--- Start of Recorded information ---

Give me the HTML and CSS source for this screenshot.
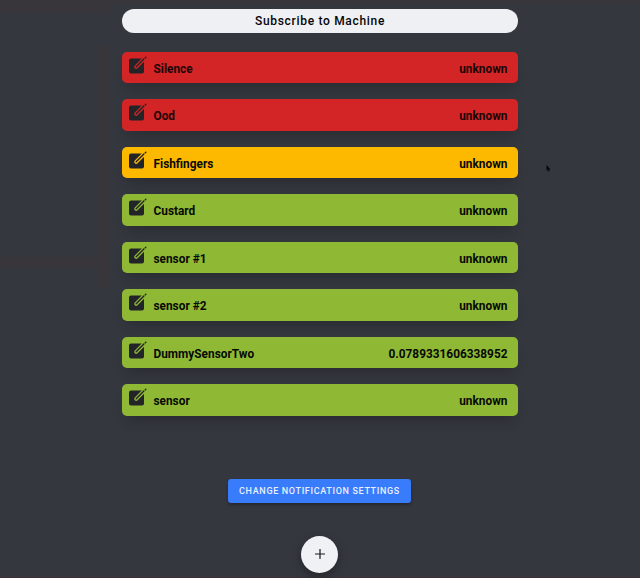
FILE: index.html
```html
<!DOCTYPE html>
<html lang="en">
<head>
<meta charset="utf-8">
<title>Sensors</title>
<link rel="stylesheet" href="styles.css">
</head>
<body>
<svg class="symbols" aria-hidden="true">
  <symbol id="create" viewBox="0 0 18 18">
    <rect x="0" y="2.5" width="15" height="15" rx="2" fill="#222428"/>
    <path class="gap" d="M7.2 10.8 15.1 2.9" fill="none" stroke-width="4" stroke-linecap="round"/>
    <path d="M7.2 10.8 14.9 3.1M16.3 1.7l.5-.5" fill="none" stroke="#222428" stroke-width="1.4" stroke-linecap="round"/>
  </symbol>
</svg>
<main class="page">
  <button class="subscribe">Subscribe to Machine</button>
  <ul class="sensors">
    <li class="sensor danger"><svg class="edit"><use href="#create"/></svg><span class="name">Silence</span><span class="value">unknown</span></li>
    <li class="sensor danger"><svg class="edit"><use href="#create"/></svg><span class="name">Ood</span><span class="value">unknown</span></li>
    <li class="sensor warning"><svg class="edit"><use href="#create"/></svg><span class="name">Fishfingers</span><span class="value">unknown</span></li>
    <li class="sensor"><svg class="edit"><use href="#create"/></svg><span class="name">Custard</span><span class="value">unknown</span></li>
    <li class="sensor"><svg class="edit"><use href="#create"/></svg><span class="name">sensor #1</span><span class="value">unknown</span></li>
    <li class="sensor"><svg class="edit"><use href="#create"/></svg><span class="name">sensor #2</span><span class="value">unknown</span></li>
    <li class="sensor"><svg class="edit"><use href="#create"/></svg><span class="name">DummySensorTwo</span><span class="value">0.0789331606338952</span></li>
    <li class="sensor"><svg class="edit"><use href="#create"/></svg><span class="name">sensor</span><span class="value">unknown</span></li>
  </ul>
  <button class="settings">CHANGE NOTIFICATION SETTINGS</button>
  <button class="add" aria-label="Add"><svg width="10" height="10" viewBox="0 0 10 10"><path d="M5 .2v9.6M.2 5h9.6" stroke="#181a1c" stroke-width="1.2" stroke-linecap="round"/></svg></button>
</main>
<svg class="pointer" width="5" height="7" viewBox="0 0 5 7"><path d="M.5 0 4.5 4.2 3 4.6 3.8 6.3 2.7 6.8 2 5.1.5 5.8z" fill="#08090a"/></svg>
</body>
</html>
```

FILE: styles.css
```css
* {
  box-sizing: border-box;
}

body {
  margin: 0;
  height: 578px;
  overflow: hidden;
  font-family: Roboto, sans-serif;
  background:
    linear-gradient(#3a3036, #3a3036) 0 100% / 100% 1px no-repeat,
    linear-gradient(#38363a, #38363a) 0 0 / 110px 13px no-repeat,
    linear-gradient(#38363a, #38363a) 0 0 / 100% 4px no-repeat,
    linear-gradient(#38363a, #38363a) 98px 46px / 11px 242px no-repeat,
    linear-gradient(#38363a, #38363a) 0 257px / 100px 10px no-repeat,
    #34373e;
}

button {
  display: flex;
  align-items: center;
  justify-content: center;
  padding: 0;
  border: 0;
  font-family: inherit;
}

.symbols {
  display: none;
}

.page {
  display: flex;
  flex-direction: column;
  align-items: center;
  width: 396px;
  margin: 0 auto;
  padding-top: 9px;
}

.subscribe {
  width: 100%;
  height: 24px;
  border-radius: 12px;
  background: #eff0f4;
  color: #050505;
  font-size: 12px;
  font-weight: 500;
  letter-spacing: 0.69px;
}

.sensors {
  display: flex;
  flex-direction: column;
  gap: 16px;
  width: 100%;
  margin: 18.5px 0 0;
  padding: 0;
  list-style: none;
}

.sensor {
  --fill: #8fb935;
  display: flex;
  align-items: center;
  height: 31.5px;
  padding: 0 10.5px 0 7px;
  border-radius: 5px;
  background: var(--fill);
  box-shadow: 0 9px 13px -6px rgba(20, 20, 22, 0.35);
  color: #080a04;
  font-size: 11.85px;
  font-weight: 700;
}

.danger {
  --fill: #d32526;
  color: #1c0606;
}

.warning {
  --fill: #fdb900;
}

.edit {
  width: 18px;
  height: 18px;
  margin-bottom: 5px;
}

.gap {
  stroke: var(--fill);
}

.name {
  margin-left: 6.5px;
  padding-top: 3px;
}

.value {
  margin-left: auto;
  padding-top: 3px;
}

.settings {
  width: 183px;
  height: 24px;
  margin: 63px 1px 0 0;
  border-radius: 3px;
  background: #387bfb;
  box-shadow: 0 2px 3px rgba(0, 0, 0, 0.3);
  color: #e8f0ff;
  font-size: 9px;
  font-weight: 500;
  letter-spacing: 0.66px;
}

.add {
  width: 37px;
  height: 37px;
  margin-top: 33px;
  margin-right: 1px;
  border-radius: 50%;
  background: #f0f1f4;
  box-shadow: 0 3px 8px rgba(0, 0, 0, 0.35);
}

.pointer {
  position: absolute;
  left: 546px;
  top: 165px;
}
```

--- End of Recorded information ---

Exercise: Every line above should be returned exactly; the pictures stay out.

Exercise output:
Give me the HTML and CSS source for this screenshot.
FILE: index.html
```html
<!DOCTYPE html>
<html lang="en">
<head>
<meta charset="utf-8">
<title>Sensors</title>
<link rel="stylesheet" href="styles.css">
</head>
<body>
<svg class="symbols" aria-hidden="true">
  <symbol id="create" viewBox="0 0 18 18">
    <rect x="0" y="2.5" width="15" height="15" rx="2" fill="#222428"/>
    <path class="gap" d="M7.2 10.8 15.1 2.9" fill="none" stroke-width="4" stroke-linecap="round"/>
    <path d="M7.2 10.8 14.9 3.1M16.3 1.7l.5-.5" fill="none" stroke="#222428" stroke-width="1.4" stroke-linecap="round"/>
  </symbol>
</svg>
<main class="page">
  <button class="subscribe">Subscribe to Machine</button>
  <ul class="sensors">
    <li class="sensor danger"><svg class="edit"><use href="#create"/></svg><span class="name">Silence</span><span class="value">unknown</span></li>
    <li class="sensor danger"><svg class="edit"><use href="#create"/></svg><span class="name">Ood</span><span class="value">unknown</span></li>
    <li class="sensor warning"><svg class="edit"><use href="#create"/></svg><span class="name">Fishfingers</span><span class="value">unknown</span></li>
    <li class="sensor"><svg class="edit"><use href="#create"/></svg><span class="name">Custard</span><span class="value">unknown</span></li>
    <li class="sensor"><svg class="edit"><use href="#create"/></svg><span class="name">sensor #1</span><span class="value">unknown</span></li>
    <li class="sensor"><svg class="edit"><use href="#create"/></svg><span class="name">sensor #2</span><span class="value">unknown</span></li>
    <li class="sensor"><svg class="edit"><use href="#create"/></svg><span class="name">DummySensorTwo</span><span class="value">0.0789331606338952</span></li>
    <li class="sensor"><svg class="edit"><use href="#create"/></svg><span class="name">sensor</span><span class="value">unknown</span></li>
  </ul>
  <button class="settings">CHANGE NOTIFICATION SETTINGS</button>
  <button class="add" aria-label="Add"><svg width="10" height="10" viewBox="0 0 10 10"><path d="M5 .2v9.6M.2 5h9.6" stroke="#181a1c" stroke-width="1.2" stroke-linecap="round"/></svg></button>
</main>
<svg class="pointer" width="5" height="7" viewBox="0 0 5 7"><path d="M.5 0 4.5 4.2 3 4.6 3.8 6.3 2.7 6.8 2 5.1.5 5.8z" fill="#08090a"/></svg>
</body>
</html>
```

FILE: styles.css
```css
* {
  box-sizing: border-box;
}

body {
  margin: 0;
  height: 578px;
  overflow: hidden;
  font-family: Roboto, sans-serif;
  background:
    linear-gradient(#3a3036, #3a3036) 0 100% / 100% 1px no-repeat,
    linear-gradient(#38363a, #38363a) 0 0 / 110px 13px no-repeat,
    linear-gradient(#38363a, #38363a) 0 0 / 100% 4px no-repeat,
    linear-gradient(#38363a, #38363a) 98px 46px / 11px 242px no-repeat,
    linear-gradient(#38363a, #38363a) 0 257px / 100px 10px no-repeat,
    #34373e;
}

button {
  display: flex;
  align-items: center;
  justify-content: center;
  padding: 0;
  border: 0;
  font-family: inherit;
}

.symbols {
  display: none;
}

.page {
  display: flex;
  flex-direction: column;
  align-items: center;
  width: 396px;
  margin: 0 auto;
  padding-top: 9px;
}

.subscribe {
  width: 100%;
  height: 24px;
  border-radius: 12px;
  background: #eff0f4;
  color: #050505;
  font-size: 12px;
  font-weight: 500;
  letter-spacing: 0.69px;
}

.sensors {
  display: flex;
  flex-direction: column;
  gap: 16px;
  width: 100%;
  margin: 18.5px 0 0;
  padding: 0;
  list-style: none;
}

.sensor {
  --fill: #8fb935;
  display: flex;
  align-items: center;
  height: 31.5px;
  padding: 0 10.5px 0 7px;
  border-radius: 5px;
  background: var(--fill);
  box-shadow: 0 9px 13px -6px rgba(20, 20, 22, 0.35);
  color: #080a04;
  font-size: 11.85px;
  font-weight: 700;
}

.danger {
  --fill: #d32526;
  color: #1c0606;
}

.warning {
  --fill: #fdb900;
}

.edit {
  width: 18px;
  height: 18px;
  margin-bottom: 5px;
}

.gap {
  stroke: var(--fill);
}

.name {
  margin-left: 6.5px;
  padding-top: 3px;
}

.value {
  margin-left: auto;
  padding-top: 3px;
}

.settings {
  width: 183px;
  height: 24px;
  margin: 63px 1px 0 0;
  border-radius: 3px;
  background: #387bfb;
  box-shadow: 0 2px 3px rgba(0, 0, 0, 0.3);
  color: #e8f0ff;
  font-size: 9px;
  font-weight: 500;
  letter-spacing: 0.66px;
}

.add {
  width: 37px;
  height: 37px;
  margin-top: 33px;
  margin-right: 1px;
  border-radius: 50%;
  background: #f0f1f4;
  box-shadow: 0 3px 8px rgba(0, 0, 0, 0.35);
}

.pointer {
  position: absolute;
  left: 546px;
  top: 165px;
}
```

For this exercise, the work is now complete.